Since learning last week that Special Counsel Robert Mueller found no evidence of direct collusion between the Donald Trump presidential campaign and Russian officials looking to alter the outcome of the 2016 presidential elections, some left-leaning media and progressive activists have been on a soul-searching mission. How did they miss that the allegation was so thinly substantiated?

Vox Media feels it may have the answer. In an interview over the weekend with Rolling Stone writer Matt Taibbi, who claims that the Russian collusion spectacle was the worst media mistake in history, both Vox reporter Sean Illing and Taibbi agree: the Left was just far too devastated in the weeks following Trump's election to think straight.

"A lot of people simply did not want to believe that Trump was a legitimate president, that someone this vulgar and this dishonest could win a presidential election," Illing says. "And I think that disbelief and the emotional devastation of his election colored a lot of our judgments."

"Absolutely. Look, almost every pundit failed to see what was happening during the presidential election. No one thought this guy would win. It was almost a 100 percent consensus in the industry. Nobody even accepted it as an idea that he could possibly win, and a lot of that had to do with the insularity of the media," Taibbi agreed.

"Then when he became president, the instantaneous decision was to declare his presidency illegitimate and foreign-aided. That doesn’t mean all of these stories were made up, of course, but I think there was a deep need to make sense of it all, to somehow not recognize the result. So a lot of people wanted to cancel it out. But that’s not what the press is supposed to do. That’s not our job," he added.

This is surprisingly self-aware, though Taibbi has been pulling on that thread quite a bit of late. It's just interesting to see two journalists put the issue into print.

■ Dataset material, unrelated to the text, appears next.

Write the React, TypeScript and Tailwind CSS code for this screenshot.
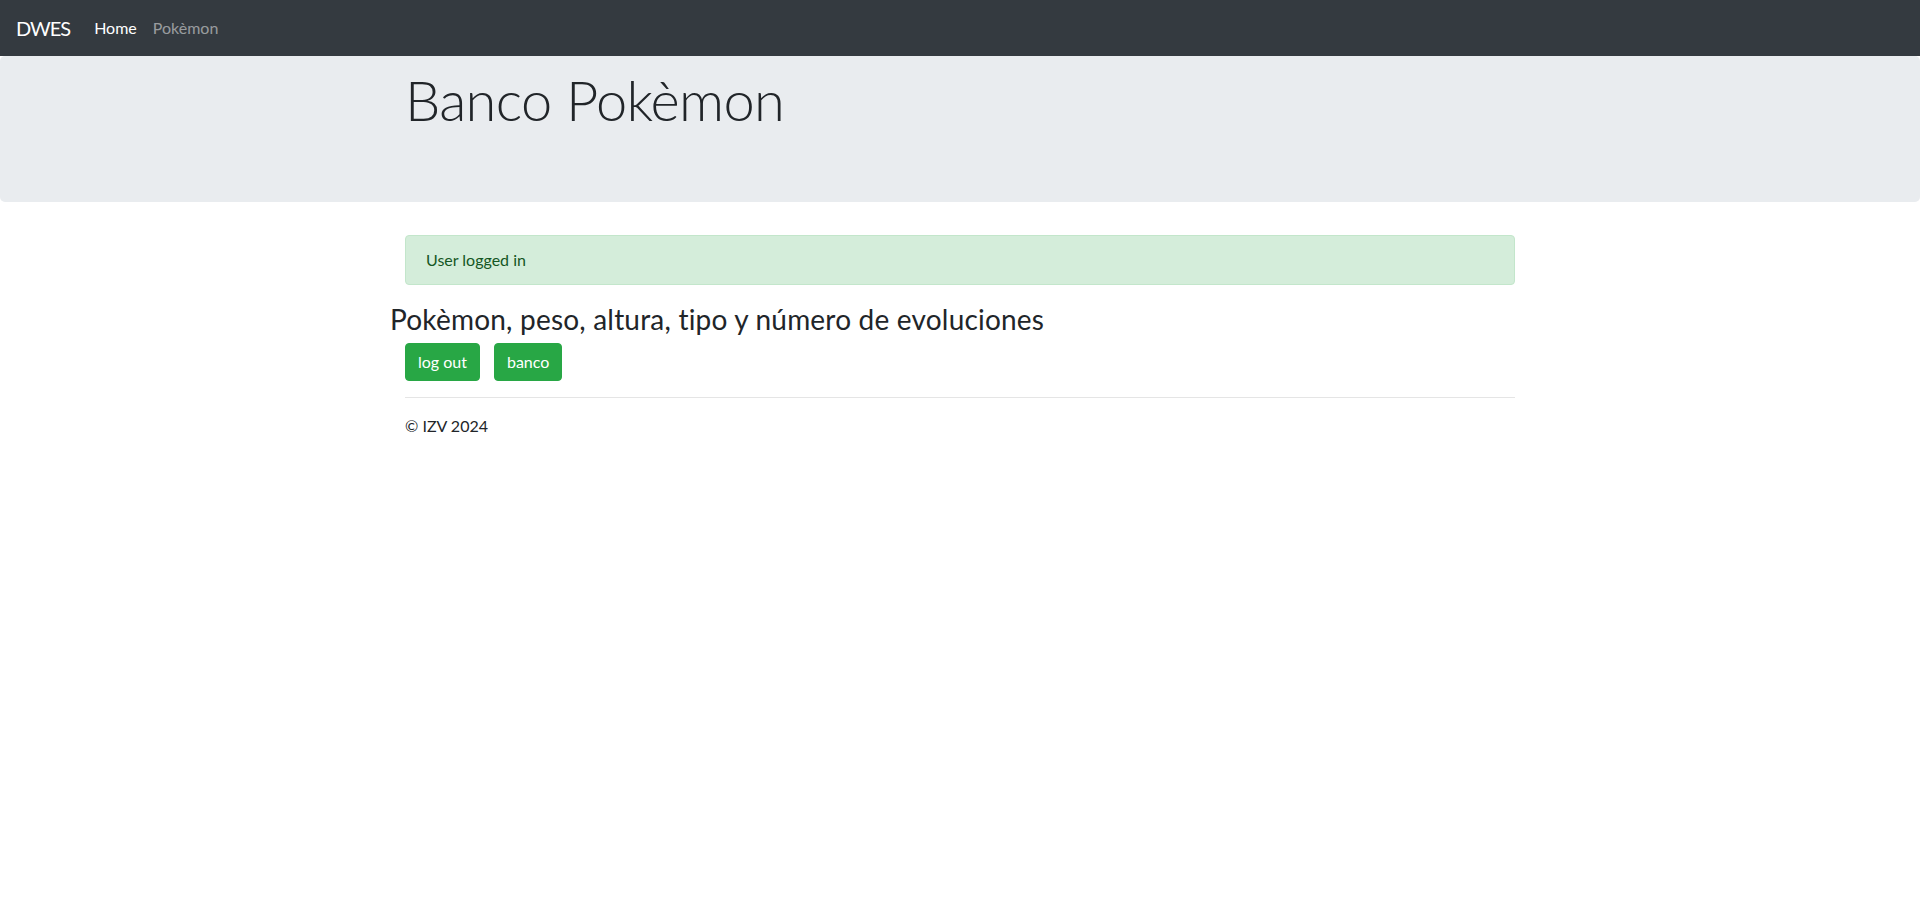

The two do go off the path quickly, of course, blaming the modern media need for clicks and eyeballs on digital stories for the news media's continued "concern" with Russian collusion, rather than consider that the media themselves were just as "bought in" to the concept as the audience they served.

Mueller was rarely treated simply as a special counsel. His face was emblazoned on tee shirts, tote bags, and even the occasional prayer candle, just in case you needed to fill the hole in your spiritual life with the man who was about to "save" the United States from President Donald Trump. The Left routinely admitted that Trump simply wasn't disagreeable, that his mere presence in the White House was actually harmful, and psychologists in liberal enclaves diagnosed patients with things like "Trump Anxiety Disorder," and post-election depression.

The insanity was real. But it was also the product of a continued belief, among the media — who failed to vet stories, ran with unsubstantiated allegations, and, occasionally, fell for total hoaxes — that Trump was, indeed, guilty of colluding with Russian officials that ultimately drove the story.

Americans as a whole, at least, are coming to grips with the Mueller report better than journalists. According to an NBC News poll released Monday, most Americans are taking a cautious, wait-and-see approach to the Mueller report, less out of hope that Donald Trump will be convicted by it, but more because the report has yet to be released, and Americans are less likely to jump to conclusions without media interference.